国科温州研究院赵冬团队报道了基于牺牲构象方法的共价网络的能量耗散和增韧。相关研究成果于2024年10月15日发表于国际顶尖学术期刊《德国应用化学》。

共价聚合物网络因其理想的刚度和弹性而在各种工程应用中具有广泛的用途。然而，交联点之间的刚性共价化学结构对限制了其韧性的提高。尽管牺牲化学键的结合在通过能量耗散提高韧性方面显示出了希望，但复合材料网络难以保持快速恢复和刚度。因此，实现结合高强度、刚度、韧性和快速恢复性能的共价网络仍然是一个重大挑战。

为了应对这一挑战，研究人员提出了一种称为“牺牲构象”的新型牺牲结构。在该方法中，β-环糊精作为牺牲构象元件共价嵌入网络骨架中。与传统的共价网络（LCN）相比，设计良好的环糊精包埋共价网络（CCN）的杨氏模量提高了100倍，韧性提高了60倍。重要的是，CCN保持优异的弹性，确保变形后迅速恢复。这种牺牲构象策略能够有效地耗散能量，而不需要破坏化学键，从而克服了传统方法的局限性。
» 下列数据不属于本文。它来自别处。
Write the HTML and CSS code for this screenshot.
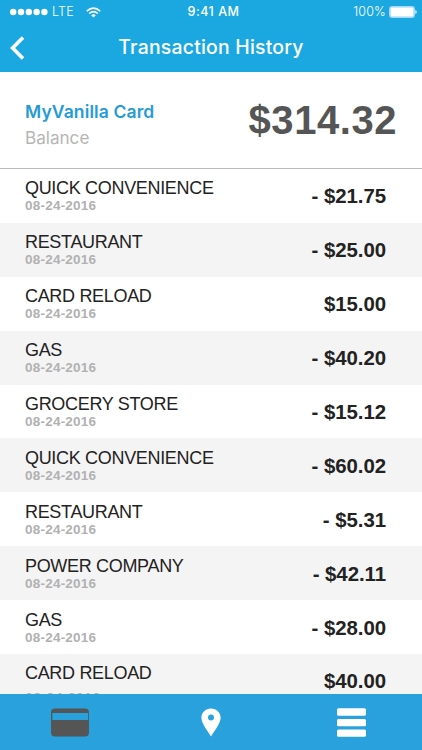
FILE: index.html
```html
<!DOCTYPE html>
<html lang="en">
<head>
<meta charset="utf-8">
<title>Transaction History</title>
<link rel="stylesheet" href="styles.css">
</head>
<body>
<div class="app">
  <header class="header">
    <div class="status">
      <div class="carrier">
        <svg class="signal" width="38" height="8" viewBox="0 0 38 8" fill="currentColor"><circle cx="3.2" cy="4" r="3.2"/><circle cx="11" cy="4" r="3.2"/><circle cx="18.8" cy="4" r="3.2"/><circle cx="26.6" cy="4" r="3.2"/><circle cx="34.4" cy="4" r="3.2"/></svg>
        <span class="network">LTE</span>
        <svg class="wifi" width="15" height="11" viewBox="0 0 15 11" fill="none" stroke="currentColor" stroke-width="1.6"><path d="M.8 4.1Q7.5-2 14.2 4.1M3.2 6.5Q7.5 2.7 11.8 6.5"/><path d="M7.5 10.6 5.2 8.2Q7.5 6.3 9.8 8.2Z" fill="currentColor" stroke="none"/></svg>
      </div>
      <span class="time">9:41 AM</span>
      <div class="power">
        <span class="percent">100%</span>
        <svg width="28" height="12" viewBox="0 0 28 12"><rect x=".5" y=".5" width="25" height="11" rx="2" fill="none" stroke="#a8dcf4"/><rect x="1.3" y="1.3" width="23.4" height="9.4" rx="1" fill="#fff"/><path d="M26.3 4Q27.8 4.5 27.8 6T26.3 8Z" fill="#e8f7fd"/></svg>
      </div>
    </div>
    <div class="nav">
      <svg class="back" width="15" height="24" viewBox="0 0 15 24" fill="none" stroke="currentColor" stroke-width="3.6"><path d="M13 1.4 2.6 12 13 22.6"/></svg>
      <h1 class="title">Transaction History</h1>
    </div>
  </header>
  <section class="balance">
    <div class="account">
      <div class="card-name">MyVanilla Card</div>
      <div class="label">Balance</div>
    </div>
    <div class="total">$314.32</div>
  </section>
  <main class="list">
    <div class="row"><div><div class="name">QUICK CONVENIENCE</div><div class="date">08-24-2016</div></div><div class="amount">- $21.75</div></div>
    <div class="row"><div><div class="name">RESTAURANT</div><div class="date">08-24-2016</div></div><div class="amount">- $25.00</div></div>
    <div class="row"><div><div class="name">CARD RELOAD</div><div class="date">08-24-2016</div></div><div class="amount">$15.00</div></div>
    <div class="row"><div><div class="name">GAS</div><div class="date">08-24-2016</div></div><div class="amount">- $40.20</div></div>
    <div class="row"><div><div class="name">GROCERY STORE</div><div class="date">08-24-2016</div></div><div class="amount">- $15.12</div></div>
    <div class="row"><div><div class="name">QUICK CONVENIENCE</div><div class="date">08-24-2016</div></div><div class="amount">- $60.02</div></div>
    <div class="row"><div><div class="name">RESTAURANT</div><div class="date">08-24-2016</div></div><div class="amount">- $5.31</div></div>
    <div class="row"><div><div class="name">POWER COMPANY</div><div class="date">08-24-2016</div></div><div class="amount">- $42.11</div></div>
    <div class="row"><div><div class="name">GAS</div><div class="date">08-24-2016</div></div><div class="amount">- $28.00</div></div>
    <div class="row"><div><div class="name">CARD RELOAD</div><div class="date">08-24-2016</div></div><div class="amount">$40.00</div></div>
  </main>
  <nav class="tabs">
    <svg width="38" height="29" viewBox="0 0 38 29"><path fill="#555" fill-rule="evenodd" d="M4 .5H34Q38 .5 38 4.5V24.5Q38 28.5 34 28.5H4Q0 28.5 0 24.5V4.5Q0 .5 4 .5ZM1.3 5V12H37.2V5Z"/></svg>
    <svg class="pin" width="20" height="29" viewBox="0 0 20 29"><path fill="#fff" fill-rule="evenodd" d="M10 .5C4.6.5.4 4.5.4 9.7.4 15 6 22 10 28.5 14 22 19.6 15 19.6 9.7 19.6 4.5 15.4.5 10 .5ZM10 6.6A3 3 0 1 1 10 12.6 3 3 0 0 1 10 6.6Z"/></svg>
    <svg width="29" height="29" viewBox="0 0 29 29" fill="#fff"><rect y=".3" width="29" height="7.4" rx="1.5"/><rect y="11" width="29" height="7.2" rx="1.5"/><rect y="21.4" width="29" height="7.4" rx="1.5"/></svg>
  </nav>
</div>
</body>
</html>
```
FILE: styles.css
```css
* { box-sizing: border-box; }
body { margin: 0; background: #fff; font-family: "Liberation Sans", Arial, sans-serif; }
svg { display: block; flex: none; }
.app { width: 422px; height: 750px; display: flex; flex-direction: column; overflow: hidden; }
.header { height: 72px; flex: none; background: #1ba8e1; color: #fff; font-family: Inter, sans-serif; }
.status { height: 24px; padding: 0 5px 0 10px; display: grid; grid-template-columns: 1fr auto 1fr; align-items: center; font-size: 12.5px; line-height: 24px; }
.carrier, .power { display: flex; align-items: center; }
.power { justify-content: flex-end; gap: 3px; }
.network { margin-left: 4px; font-weight: 300; letter-spacing: .2px; }
.wifi { margin-left: 12px; }
.time { font-weight: 500; letter-spacing: .5px; }
.percent { font-weight: 300; letter-spacing: .2px; }
.nav { height: 48px; padding-left: 10px; display: grid; grid-template-columns: 32px 1fr 42px; align-items: center; }
.title { margin: 0; font-size: 19.4px; line-height: 46px; padding-bottom: 2px; font-weight: 500; letter-spacing: .22px; text-align: center; }
.balance { height: 97px; flex: none; padding: 0 25px 0 25px; display: flex; align-items: center; justify-content: space-between; border-bottom: 1px solid #bcbcbc; font-family: Inter, sans-serif; }
.account { padding-top: 9px; }
.card-name { color: #269bd6; font-size: 17.5px; line-height: 26px; font-weight: 600; letter-spacing: .12px; }
.label { color: #b5b5b5; font-size: 17.1px; line-height: 26px; }
.total { color: #555; font: bold 40px/50px "Liberation Sans", Arial, sans-serif; letter-spacing: .55px; }
.list { flex: 1; min-height: 0; overflow: hidden; }
.row { height: 53.9px; padding: 9.4px 36px 0 25px; display: flex; justify-content: space-between; }
.row:nth-child(even) { background: #f4f4f4; }
.name { color: #222; font-size: 18px; line-height: 21px; letter-spacing: -.32px; }
.date { color: #b1b1b1; font-size: 13.5px; line-height: 14px; font-weight: bold; letter-spacing: .22px; }
.row:last-child .date { margin-top: 6.5px; font-size: 14.3px; }
.amount { color: #222; font-size: 20.4px; line-height: 36px; font-weight: bold; letter-spacing: -.05px; }
.tabs { height: 56px; flex: none; padding: 0 56px 0 51px; background: #29a1dd; display: flex; align-items: center; justify-content: space-between; }
.pin { margin-right: 5px; }
```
这一研究进展为设计和制造，具有优异机械性能和动态行为的先进弹性体和水凝胶，带来了巨大的希望。

附：英文原文

Title: Energy Dissipation and Toughening of Covalent Networks via a Sacrificial Conformation Approach

Author: Dong Zhao, Hao Wang, Zhiyou Wei, Zhiwei Liu, Bin Zheng, Zhaoming Zhang, Xuzhou Yan, Linli He, Tao Li

Issue&Volume: 2024-10-15

Abstract: Covalent polymer networks find wide utility in diverse engineering applications owing to their desirable stiffness and resilience. However, the rigid covalent chemical structure between crosslinking points imposes limitations on enhancing their toughness. Although the incorporation of sacrificial chemical bonds has shown promise in improving toughness through energy dissipation, composite networks struggle to maintain both rapid recovery and stiffness. Consequently, a significant challenge persists in achieving a covalent network that combines high strength, stiffness, toughness, and fast recovery performance. To address this challenge, we propose a novel sacrificial structure termed "sacrificial conformation." In this approach, β-cyclodextrin is covalently embedded into the network skeleton as the sacrificial conformation element.  Compared to traditional covalent networks (LCN), well-designed cyclodextrin-embedded covalent network (CCN) exhibit a 100-fold increase in Young's modulus and a 60-fold increase in toughness. Importantly, CCN maintains excellent elasticity, ensuring swift recovery after deformation. This sacrificial conformational strategy enables efficient energy dissipation without necessitating the rupture of chemical bonds, thereby overcoming the limitations of traditional approaches. This advancement holds great promise for the design and fabrication of advanced elastomers and hydrogels with superior mechanical properties and dynamic behavior.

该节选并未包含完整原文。